Los personajes son comprendidos dentro de una ambigüedad: por un lado, como figuras grotescas y abnegadas y, por otro, como individualidades que conforman un todo. En el primer caso, se trata de seres que están sometidos, que no hablan, no se quejan, no se rebelan sino que se limitan a repetir acciones, por ejemplo, a saludar a los chicos y sacarse fotos pero también a bajar la cabeza en un gesto cansino. Como en uno de los ejemplos del inicio, el empleado que hace de Goofy va en representación de algunos de sus compañeros a quejarse por las condiciones de higiene del traje y por la imposibilidad de visión de la máscara. El reclamo es atendido por las autoridades, sin embargo, se presenta de tal forma que se asemeja con una burla: los superiores dicen que lo más importante es la seguridad y el confort de sus trabajadores.

En el segundo caso, cada una de estas figuras se conforma como una parte ínfima de un todo mayor (el mundo Disney). Cada personaje es una individualidad específica y su traje se entiende como la marca personal, correspondiente a una época, a un lugar determinado; “cada uno guarda el misterio de su identidad como una herida que ocultar”.

La última pregunta debe ser repetida múltiples veces: “Si usted fuera un pájaro, ¿sería un búho o una paloma?”. Jamás se sabe la respuesta. Mientras que la voz reitera la consulta, el plano se hace cada vez más cerrado en la imagen de un pato en el agua. Luego, la computadora revisa los datos obtenidos e indica su predicción.

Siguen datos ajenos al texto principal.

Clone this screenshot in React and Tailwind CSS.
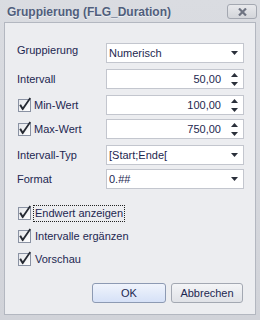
import React from "react";

const font = { fontFamily: '"Liberation Sans", Arial, sans-serif' };

function Check() {
  return (
    <svg width="13" height="13" viewBox="0 0 13 13" className="shrink-0 overflow-visible">
      <defs>
        <linearGradient id="cbg" x1="0" y1="0" x2="1" y2="1">
          <stop offset="0" stopColor="#e4e6ea" />
          <stop offset="1" stopColor="#ffffff" />
        </linearGradient>
      </defs>
      <rect x="0.5" y="0.5" width="12" height="12" fill="url(#cbg)" stroke="#8a92a3" />
      <path d="M1.3 6.2 L3 5.2 L4.8 8.3 L11.6 -1.4 L13 -0.6 L5 11.2 L4.3 11.2 Z" fill="#262a33" />
    </svg>
  );
}

function ComboArrow() {
  return (
    <svg width="7" height="4" viewBox="0 0 7 4" className="shrink-0">
      <path d="M0 0 H7 L3.5 4 Z" fill="#2a2f3a" />
    </svg>
  );
}

function Spinner() {
  return (
    <div className="flex flex-col items-center gap-[5px] shrink-0">
      <svg width="7" height="4" viewBox="0 0 7 4">
        <path d="M0 4 H7 L3.5 0 Z" fill="#2a2f3a" />
      </svg>
      <svg width="7" height="4" viewBox="0 0 7 4">
        <path d="M0 0 H7 L3.5 4 Z" fill="#2a2f3a" />
      </svg>
    </div>
  );
}

function Combo({ text }) {
  return (
    <div className="w-[138px] h-[20px] bg-white border border-[#c3c6ce] flex items-center pl-[2px] pr-[5px] text-[11px] text-[#1d2750]">
      <span className="flex-1">{text}</span>
      <ComboArrow />
    </div>
  );
}

function Spin({ value }) {
  return (
    <div className="w-[138px] h-[20px] bg-white border border-[#c3c6ce] flex items-center pr-[5px] text-[11px] text-[#1d2750]">
      <span className="flex-1 text-right pr-[10px]">{value}</span>
      <Spinner />
    </div>
  );
}

function Row({ mt, label, check, children, labelCls = "" }) {
  return (
    <div className={`flex items-center h-[20px] ${mt}`}>
      <div className={`w-[89px] flex items-center ${labelCls}`}>
        {check ? (
          <>
            <span className="ml-[1px] flex"><Check /></span>
            <span className="ml-[3px]">{label}</span>
          </>
        ) : (
          <span>{label}</span>
        )}
      </div>
      {children}
    </div>
  );
}

export default function App() {
  return (
    <div className="w-[260px] h-[320px] bg-gradient-to-b from-[#dadce1] to-[#d1d3d9] flex flex-col" style={font}>
      <div className="h-[22px] flex items-start justify-between pl-[7px] pr-[3px]">
        <span className="mt-[3px] text-[12px] font-bold text-[#505e7c] [text-shadow:0_1px_0_#eef0f3]">
          Gruppierung (FLG_Duration)
        </span>
        <div className="mt-[4px] w-[30px] h-[15px] rounded-[3px] border border-[#a4a8b1] bg-gradient-to-b from-[#e8e9ec] to-[#d3d5da] flex items-center justify-center">
          <svg width="9" height="8" viewBox="0 0 9 8">
            <path d="M1 0.5 L8 7.5 M8 0.5 L1 7.5" stroke="#6f7482" strokeWidth="2.2" />
          </svg>
        </div>
      </div>
      <div className="ml-[4px] w-[252px] h-[293px] bg-[#ecedf0] border border-[#b3b7c0] pl-[12px] pt-[20px] text-[11px] text-[#1d2750] flex flex-col">
        <Row mt="" label="Gruppierung" labelCls="pb-[6px]">
          <Combo text="Numerisch" />
        </Row>
        <Row mt="mt-[6px]" label="Intervall">
          <Spin value="50,00" />
        </Row>
        <Row mt="mt-[6px]" label="Min-Wert" check>
          <Spin value="100,00" />
        </Row>
        <Row mt="mt-[4px]" label="Max-Wert" check>
          <Spin value="750,00" />
        </Row>
        <Row mt="mt-[6px]" label="Intervall-Typ">
          <Combo text="[Start;Ende[" />
        </Row>
        <Row mt="mt-[4px]" label="Format">
          <Combo text="0.##" />
        </Row>

        <div className="mt-[16px] flex flex-col gap-[6px]">
          <div className="flex items-center h-[17px]">
            <span className="ml-[1px] flex"><Check /></span>
            <span className="ml-[2px] px-[1px] h-[17px] flex items-center border border-dotted border-[#222]">Endwert anzeigen</span>
          </div>
          <div className="flex items-center h-[17px]">
            <span className="ml-[1px] flex"><Check /></span>
            <span className="ml-[4px]">Intervalle ergänzen</span>
          </div>
          <div className="flex items-center h-[17px]">
            <span className="ml-[1px] flex"><Check /></span>
            <span className="ml-[4px]">Vorschau</span>
          </div>
        </div>

        <div className="mt-[15px] flex justify-end gap-[5px] pr-[12px]">
          <div className="w-[74px] h-[20px] rounded-[3px] border border-[#8d9ab3] bg-gradient-to-b from-[#f0f4fc] to-[#d6e1f7] flex items-center justify-center text-[#1d2750]">
            OK
          </div>
          <div className="w-[72px] h-[20px] rounded-[3px] border border-[#a3a8b2] bg-gradient-to-b from-[#f4f5f7] to-[#e0e2e7] flex items-center justify-center text-[#1d2750]">
            Abbrechen
          </div>
        </div>
      </div>
    </div>
  );
}
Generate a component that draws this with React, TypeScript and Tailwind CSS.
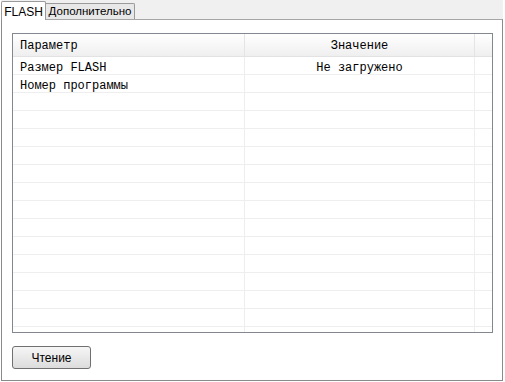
import React from "react"

const rows: [string, string][] = [
  ["Размер FLASH", "Не загружено"],
  ["Номер программы", ""],
  ...Array.from({ length: 14 }, () => ["", ""] as [string, string]),
]

const mono = { fontFamily: '"Liberation Mono", "DejaVu Sans Mono", monospace' }

export default function App() {
  return (
    <div
      className="w-[505px] h-[382px] bg-white flex flex-col pl-px pr-[2px] pb-[1px] text-[11px] text-black"
      style={{ fontFamily: '"Liberation Sans", Arial, sans-serif' }}
    >
      {/* tab strip */}
      <div className="h-[19px] flex items-end bg-[#f0f0f0] relative">
        <div className="relative z-10 h-[19px] w-[45px] bg-white border border-b-0 border-[#9a9a9a] rounded-t-[2px] flex items-center justify-center mb-[-1px] pt-[1px] text-[12px]">
          FLASH
        </div>
        <div className="h-[16px] w-[89px] bg-[#e8e8e8] border border-l-0 border-b-0 border-[#9a9a9a] rounded-tr-[2px] flex items-center justify-center pt-[1px] text-[11.5px]">
          Дополнительно
        </div>
      </div>

      {/* panel */}
      <div className="flex-1 flex flex-col border border-[#8a8a8a] border-t-[#a6a6a6] bg-white pl-[10px] pr-[9px] pt-[13px] pb-[10px]">
        <div className="h-[300px] border border-[#828790] bg-white overflow-hidden flex flex-col" style={mono}>
          <div className="h-[23px] shrink-0 grid grid-cols-[232px_230px_1fr] bg-gradient-to-b from-white to-[#efefef] border-b border-[#e2e2e2] text-[12px]">
            <div className="border-r border-[#e4e4e4] flex items-center pl-[7px] pt-[2px]">Параметр</div>
            <div className="border-r border-[#e4e4e4] flex items-center justify-center pt-[2px]">Значение</div>
            <div />
          </div>
          {rows.map((r, i) => (
            <div
              key={i}
              className="h-[18px] shrink-0 grid grid-cols-[232px_230px_1fr] border-b border-[#eeeeee] text-[12px]"
            >
              <div className="border-r border-[#eeeeee] flex items-center pl-[7px] pt-[2px] whitespace-nowrap">{r[0]}</div>
              <div className="border-r border-[#eeeeee] flex items-center justify-center pt-[2px] whitespace-nowrap">{r[1]}</div>
              <div />
            </div>
          ))}
        </div>
        <div className="mt-[13px]">
          <button className="w-[79px] h-[23px] border border-[#707070] rounded-[3px] bg-gradient-to-b from-[#f6f6f6] to-[#dcdcdc] text-[12px] flex items-center justify-center">
            Чтение
          </button>
        </div>
      </div>
    </div>
  )
}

¿Qué tiene Disney que lo hace tan popular? ¿Qué esconde bajo ese disfraz de ilusiones de eterna infancia? Se percibe un momento donde las calles, antes abarrotadas de gente, lucen desoladas, grises, abatidas. La cámara recorre el espacio, lo vuelve íntimo y luego se aleja. Como sentencia el director: “no coincidimos en los detalles pero sí en ese lugar que nos recuerda a la infancia”. Entonces, Disney ¿existe? ¿Y los niños? Claro que sí, sólo hace falta acercarse a alguna cueva, poner el oído sobre ella y tratar de escuchar los pasos que alguna vez salieron de Hamelín.